Designers turn to the playground set to create new site.
By Tobin A. Coleman
Staff Writer
The Advocate
Design consultants for a playground along Mill River will go to school tomorrow to get ideas from those who know jungle gyms best.
Students at Stillmeadow and Hart elementary schools will explain what kind of equipment, space and uses they want in the playground, which will run along the river's western edge from Tresser Boulevard to Main Street.
After they meet with students in the morning, consultants from Weathers Associates will produce sketches to share with the community at 7 p.m. at the Yerwood Center at 90 Fairfield Ave.

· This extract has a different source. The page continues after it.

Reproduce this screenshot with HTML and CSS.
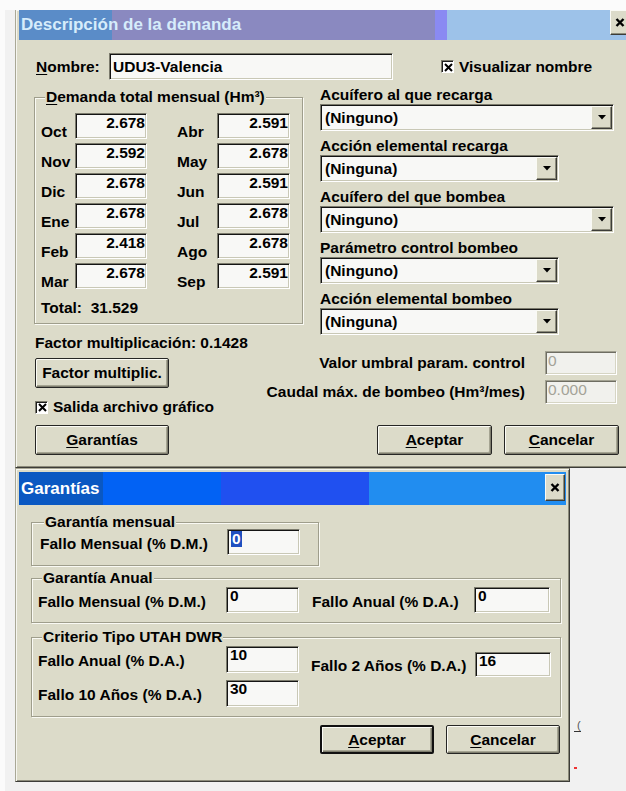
FILE: index.html
```html
<!DOCTYPE html>
<html lang="es">
<head>
<meta charset="utf-8">
<title>Descripción de la demanda</title>
<link rel="stylesheet" href="styles.css">
</head>
<body>
<div class="desk">

  <section class="dlg dlg-main">
    <header class="title title-main">
      <span class="title-text">Descripción de la demanda</span>
      <span class="close"><svg width="10" height="9" viewBox="0 0 10 9"><path d="M1.5 1L8.5 8M8.5 1L1.5 8" stroke="#000" stroke-width="2.4"/></svg></span>
    </header>

    <div class="main-body">
      <div class="name-row">
        <span class="name-lbl"><u>N</u>ombre:</span>
        <span class="field name-field">UDU3-Valencia</span>
        <span class="check check-name">
          <span class="box"><svg width="9" height="9" viewBox="0 0 9 9"><path d="M1 1L8 8M8 1L1 8" stroke="#000" stroke-width="2"/></svg></span>
          <span>Visualizar nombre</span>
        </span>
      </div>

      <div class="mid">
        <div class="group months">
          <span class="group-title"><u>D</u>emanda total mensual (Hm³)</span>
          <div class="month-grid">
            <span class="m">Oct</span><span class="field num">2.678</span><span class="m r">Abr</span><span class="field num">2.591</span>
            <span class="m">Nov</span><span class="field num">2.592</span><span class="m r">May</span><span class="field num">2.678</span>
            <span class="m">Dic</span><span class="field num">2.678</span><span class="m r">Jun</span><span class="field num">2.591</span>
            <span class="m">Ene</span><span class="field num">2.678</span><span class="m r">Jul</span><span class="field num">2.678</span>
            <span class="m">Feb</span><span class="field num">2.418</span><span class="m r">Ago</span><span class="field num">2.678</span>
            <span class="m">Mar</span><span class="field num">2.678</span><span class="m r">Sep</span><span class="field num">2.591</span>
          </div>
          <div class="total">Total:&nbsp; 31.529</div>
        </div>

        <div class="combos">
          <div class="c-lbl">Acuífero al que recarga</div>
          <div class="combo wide"><span class="c-val">(Ninguno)</span><span class="drop"><svg width="8" height="5" viewBox="0 0 8 5"><path d="M0 0H8L4 4.5Z"/></svg></span></div>
          <div class="c-lbl">Acción elemental recarga</div>
          <div class="combo"><span class="c-val">(Ninguna)</span><span class="drop"><svg width="8" height="5" viewBox="0 0 8 5"><path d="M0 0H8L4 4.5Z"/></svg></span></div>
          <div class="c-lbl">Acuífero del que bombea</div>
          <div class="combo wide"><span class="c-val">(Ninguno)</span><span class="drop"><svg width="8" height="5" viewBox="0 0 8 5"><path d="M0 0H8L4 4.5Z"/></svg></span></div>
          <div class="c-lbl">Parámetro control bombeo</div>
          <div class="combo"><span class="c-val">(Ninguno)</span><span class="drop"><svg width="8" height="5" viewBox="0 0 8 5"><path d="M0 0H8L4 4.5Z"/></svg></span></div>
          <div class="c-lbl">Acción elemental bombeo</div>
          <div class="combo"><span class="c-val">(Ninguna)</span><span class="drop"><svg width="8" height="5" viewBox="0 0 8 5"><path d="M0 0H8L4 4.5Z"/></svg></span></div>
        </div>
      </div>

      <div class="lower">
        <div class="lower-left">
          <div class="factor-text">Factor multiplicación: 0.1428</div>
          <button class="btn btn-factor">Factor multiplic.</button>
          <span class="check check-out">
            <span class="box"><svg width="9" height="9" viewBox="0 0 9 9"><path d="M1 1L8 8M8 1L1 8" stroke="#000" stroke-width="2"/></svg></span>
            <span>Salida archivo gráfico</span>
          </span>
        </div>
        <div class="lower-right">
          <div class="pair pair-1"><span>Valor umbral param. control</span><span class="field dis">0</span></div>
          <div class="pair pair-2"><span>Caudal máx. de bombeo (Hm³/mes)</span><span class="field dis">0.000</span></div>
        </div>
      </div>

      <div class="actions">
        <button class="btn btn-gar"><u>G</u>arantías</button>
        <span class="spacer"></span>
        <button class="btn btn-ok"><u>A</u>ceptar</button>
        <button class="btn btn-cancel"><u>C</u>ancelar</button>
      </div>
    </div>
  </section>

  <section class="dlg dlg-gar">
    <header class="title title-gar">
      <span class="title-text">Garantías</span>
      <span class="close"><svg width="10" height="9" viewBox="0 0 10 9"><path d="M1.5 1L8.5 8M8.5 1L1.5 8" stroke="#000" stroke-width="2.4"/></svg></span>
    </header>

    <div class="gar-body">
      <div class="group g-month">
        <span class="group-title">Garantía mensual</span>
        <div class="g-row">
          <span class="g-lbl g-lbl-a">Fallo Mensual (% D.M.)</span>
          <span class="field g-field"><span class="sel">0</span></span>
        </div>
      </div>

      <div class="group g-year">
        <span class="group-title">Garantía Anual</span>
        <div class="g-row">
          <span class="g-lbl">Fallo Mensual (% D.M.)</span>
          <span class="field g-field">0</span>
          <span class="g-lbl g-lbl-r">Fallo Anual (% D.A.)</span>
          <span class="field g-field g-field-r">0</span>
        </div>
      </div>

      <div class="group g-utah">
        <span class="group-title">Criterio Tipo UTAH DWR</span>
        <div class="g-row g-row-top">
          <span class="g-pair">
            <span class="g-lbl">Fallo Anual (% D.A.)</span>
            <span class="field g-field g-tall">10</span>
          </span>
          <span class="g-pair g-pair-low">
            <span class="g-lbl g-lbl-r2">Fallo 2 Años (% D.A.)</span>
            <span class="field g-field g-field-r2">16</span>
          </span>
        </div>
        <div class="g-row g-row-2">
          <span class="g-lbl">Fallo 10 Años (% D.A.)</span>
          <span class="field g-field g-tall">30</span>
        </div>
      </div>

      <div class="gar-actions">
        <button class="btn btn-default"><u>A</u>ceptar</button>
        <button class="btn"><u>C</u>ancelar</button>
      </div>
    </div>
  </section>

  <span class="stray-mark">(</span>
  <span class="stray-dot"></span>
</div>
</body>
</html>
```
FILE: styles.css
```css
:root {
  --face: #dcdbc9;
  --shade: #9f9e8c;
  --field: #f8f8f6;
}

* { box-sizing: border-box; }

html, body { margin: 0; padding: 0; }

body {
  width: 626px;
  height: 791px;
  overflow: hidden;
  background: #fbfbfb;
  font: bold 15.5px/18px "Liberation Sans", Arial, sans-serif;
  color: #000;
}

u { text-decoration-thickness: 1px; text-underline-offset: 2px; }

/* grey desktop strip behind the dialogs */
.desk {
  position: relative;
  margin: 10px 0 0 5px;
  padding-left: 10px;
  height: 781px;
  background: #f1f1f1;
}

/* ---------- window frames ---------- */
.dlg {
  background: var(--face);
  padding: 3px;
  border: 1px solid #a9a896;
  border-right-color: #3c3c38;
  border-bottom-color: #3c3c38;
  box-shadow: inset 1px 1px 0 #f6f6f0, inset -1px -1px 0 #8c8b7a;
}

.dlg-main {
  width: 620px;
  padding-top: 0;
  border-top: 0;
}

.dlg-gar {
  width: 555px;
}

/* ---------- title bars ---------- */
.title {
  display: flex;
  align-items: flex-start;
  font-size: 17px;
  padding-left: 2px;
  white-space: nowrap;
}

.title-main {
  height: 30px;
  line-height: 30px;
  color: #d6ecfb;
  background: linear-gradient(to right,
    #5a8cc8 0 93px,
    #8a89c0 93px 416px,
    #8a8af2 416px 428px,
    #9dc2e9 428px);
}

.title-gar {
  height: 33px;
  line-height: 33px;
  color: #fff;
  background: linear-gradient(to right,
    #0a58c2 0 84px,
    #0262f4 84px 202px,
    #2050f0 202px 350px,
    #218df0 350px);
}

.title-text { flex: 1; }

.close {
  width: 20px;
  display: flex;
  align-items: center;
  justify-content: center;
  background: var(--face);
  border: 1px solid #3c3c38;
  border-top-color: #fafaf4;
  border-left-color: #fafaf4;
  box-shadow: inset -1px -1px 0 #8c8b7a;
}

.title-main .close { height: 25px; margin-right: 1px; }
.title-gar .close { height: 27px; margin: 2px 1px 0 0; }

/* ---------- shared controls ---------- */
.field {
  display: block;
  white-space: nowrap;
  background: var(--field);
  border: 1px solid;
  border-color: #7b7a6c #fff #fff #7b7a6c;
  box-shadow: inset 1px 1px 0 #141414, inset -1px -1px 0 #c9c8b6;
  padding: 1px 2px;
}

.btn {
  font: inherit;
  color: #000;
  background: var(--face);
  border: 1px solid #262624;
  border-radius: 2px;
  box-shadow: inset 1px 1px 0 #fbfbf5, inset -1px -1px 0 #7e7d6e, inset -2px -2px 0 #a5a492;
  padding: 0;
  height: 30px;
  white-space: nowrap;
}

.btn-default {
  border-width: 2px;
  border-color: #111;
}

.check {
  display: flex;
  align-items: center;
  white-space: nowrap;
}

.box {
  width: 13px;
  height: 13px;
  display: flex;
  align-items: center;
  justify-content: center;
  background: #fff;
  border: 1px solid;
  border-color: #7b7a6c #fff #fff #7b7a6c;
  box-shadow: inset 1px 1px 0 #1c1c1c;
  margin-right: 5px;
  padding: 1px 0 0 1px;
}

.group {
  border: 1px solid var(--shade);
  box-shadow: inset 1px 1px 0 #fafaf4, 1px 1px 0 #fafaf4;
}

.group-title {
  display: block;
  width: max-content;
  margin: -10px 0 0 4px;
  padding: 0 1px;
  background: var(--face);
  white-space: nowrap;
}

/* ---------- main dialog body ---------- */
.main-body {
  padding: 13px 14px 9px 15px;
}

.name-row {
  display: flex;
  align-items: center;
  height: 27px;
}

.name-lbl {
  width: 75px;
  padding-left: 2px;
}

.name-field {
  width: 284px;
  height: 27px;
  line-height: 21px;
  padding: 2px 3px 0;
}

.check-name { margin-left: 48px; }

.mid {
  display: flex;
  gap: 17px;
  margin-top: 6px;
}

.months {
  width: 269px;
  height: 227px;
  margin-top: 11px;
  padding: 0 0 0 6px;
}

.month-grid {
  display: grid;
  grid-template-columns: 34px 72px 70px 73px;
  grid-auto-rows: 26px;
  row-gap: 4px;
  margin-top: 7px;
  align-items: end;
}

.m { margin-bottom: -2px; }
.m.r { padding-left: 30px; }

.num {
  height: 26px;
  text-align: right;
  padding: 0 1px 0 0;
}

.total { margin-top: 10px; white-space: nowrap; }

.combos {
  width: 294px;
  white-space: nowrap;
}

.c-lbl { height: 18px; }

.combo {
  display: flex;
  width: 239px;
  height: 27px;
  margin-bottom: 6px;
  background: var(--field);
  border: 1px solid;
  border-color: #7b7a6c #fff #fff #7b7a6c;
  box-shadow: inset 1px 1px 0 #141414, inset -1px -1px 0 #c9c8b6;
  padding: 1px;
}

.combo.wide { width: 294px; }

.c-val {
  flex: 1;
  padding: 3px 0 0 3px;
  line-height: 18px;
}

.drop {
  width: 21px;
  height: 23px;
  display: flex;
  align-items: center;
  justify-content: center;
  background: var(--face);
  border: 1px solid #3c3c38;
  border-top-color: #fafaf4;
  border-left-color: #fafaf4;
  box-shadow: inset -1px -1px 0 #8c8b7a;
}

.lower {
  display: flex;
  margin-top: -7px;
}

.lower-left {
  width: 220px;
  padding-left: 1px;
  display: flex;
  flex-direction: column;
  align-items: flex-start;
  white-space: nowrap;
}

.btn-factor {
  width: 134px;
  margin-top: 6px;
}

.check-out { margin-top: 10px; height: 18px; }

.lower-right {
  flex: 1;
  display: flex;
  flex-direction: column;
  align-items: flex-end;
}

.pair {
  display: flex;
  align-items: center;
  gap: 20px;
  white-space: nowrap;
}

.pair-1 { margin-top: 17px; }
.pair-2 { margin-top: 5px; }

.dis {
  width: 72px;
  height: 24px;
  line-height: 16px;
  background: #f1f1ed;
  color: #a4a398;
  font-weight: normal;
  border-color: #a3a292 #fff #fff #a3a292;
  box-shadow: inset 1px 1px 0 #6e6d62, inset -1px -1px 0 #d6d5c4;
}

.actions {
  display: flex;
  margin-top: 9px;
}

.spacer { flex: 1; }

.btn-gar { width: 134px; margin-left: 1px; }
.btn-ok { width: 115px; }
.btn-cancel { width: 115px; margin-left: 12px; margin-right: -2px; }

/* ---------- guarantees dialog ---------- */
.gar-body {
  padding: 17px 5px 24px 12px;
}

.g-row {
  display: flex;
  align-items: center;
  white-space: nowrap;
}

.g-month {
  width: 288px;
  padding: 0 0 10px 8px;
}

.g-month .g-row { margin-top: -2px; }

.g-lbl { padding-top: 3px; }
.g-lbl-a { width: 187px; }

.g-field {
  width: 73px;
  height: 26px;
  line-height: 14px;
  padding: 1px 3px;
}

.sel {
  display: inline-block;
  background: #1f4fbf;
  color: #fff;
  line-height: 16px;
  padding: 0 1px;
}

.g-year {
  margin-top: 12px;
  padding: 0 0 9px 6px;
}

.g-year .g-lbl:first-child,
.g-utah .g-lbl { width: 188px; }

.g-lbl-r { width: 162px; margin-left: 13px; }
.g-field-r { width: 76px; }

.g-utah {
  margin-top: 14px;
  padding: 0 0 9px 6px;
}

.g-row-top { align-items: flex-start; }

.g-pair {
  display: flex;
  align-items: center;
}

.g-pair-low { margin-top: 6px; }

.g-utah .g-lbl-r2 { width: 164px; margin-left: 12px; }

.g-tall { height: 27px; }
.g-field-r2 { width: 76px; height: 25px; }

.g-row-2 { margin-top: 3px; }

.gar-actions {
  display: flex;
  justify-content: flex-end;
  gap: 12px;
  margin: 8px 1px 0 0;
}

.gar-actions .btn { width: 114px; height: 29px; }

/* bits of the desktop showing past the window edge */
.stray-mark {
  position: absolute;
  left: 569px;
  top: 709px;
  font: normal 11px/12px "Liberation Sans", Arial, sans-serif;
  color: #555;
  border-bottom: 1px solid #333;
  padding-left: 3px;
}

.stray-dot {
  position: absolute;
  left: 569px;
  top: 757px;
  width: 3px;
  height: 2px;
  background: #e33;
}
```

"Members of the Mill River Collaborate are playing a design role with the kids and their families," Land Use Bureau Chief Robin Stein said. "We also have 40 people serving on various committees on the playground from design to actual construction."
Weathers Associates has experience in the United States and Canada gathering ideas from schoolchildren and residents on designing playgrounds and recreation spaces that reflect their desires. The evening meeting is being billed as a "design party," complete with refreshments and a playground song and cheer by the Cloonan Middle School Bulldog junior varsity and varsity cheerleaders.
The playground site currently has a basketball court. Before playground construction begins, the court likely will be moved to another site in the 26-acre Mill River Corridor, which extends from West Broad Street to Pulaski Street, so basketball games will not be disrupted, Stein said. Steve Crews, co-chairman of the community Playground Committee, said Weathers Associates will spend several months putting the plan together while his group helps organize hundreds of volunteers who will build it in about one week in the spring.
Crews, who works for GE Commercial Finance Real Estate, said the plan is to have the playground ready when children get out of school in June.
"I don't know what this will ultimately look like, so I don't know what kind of skill set we're going to need," Crews said. "But chances are we're going to need some people who are very skilled at trades . . . and some people who have the time but not the skill set."
The playground is part of a larger plan of mixed-use residential and commercial structures, a riverside walkway and other recreational venues that will be combined with dredging to redirect the river. The project is aimed at making Mill River Park a central recreational area for downtown.
Milton Puryear, who works with the Land Use Bureau, is project coordinator for Mill River Park. Ideas for the new playground focus on the theme of restoring the river -- also known by its American Indian name Rippowam -- "and what the river means in an ecological environment," Puryear said.
Meanwhile, the U.S. Army Corps of Engineers is a week or two away from signing an agreement that will put the river on its priority list for funding of a $5 million project to dredge Mill River Pond and remove the dam at West Broad Street to prevent future sediment buildup, Stein said.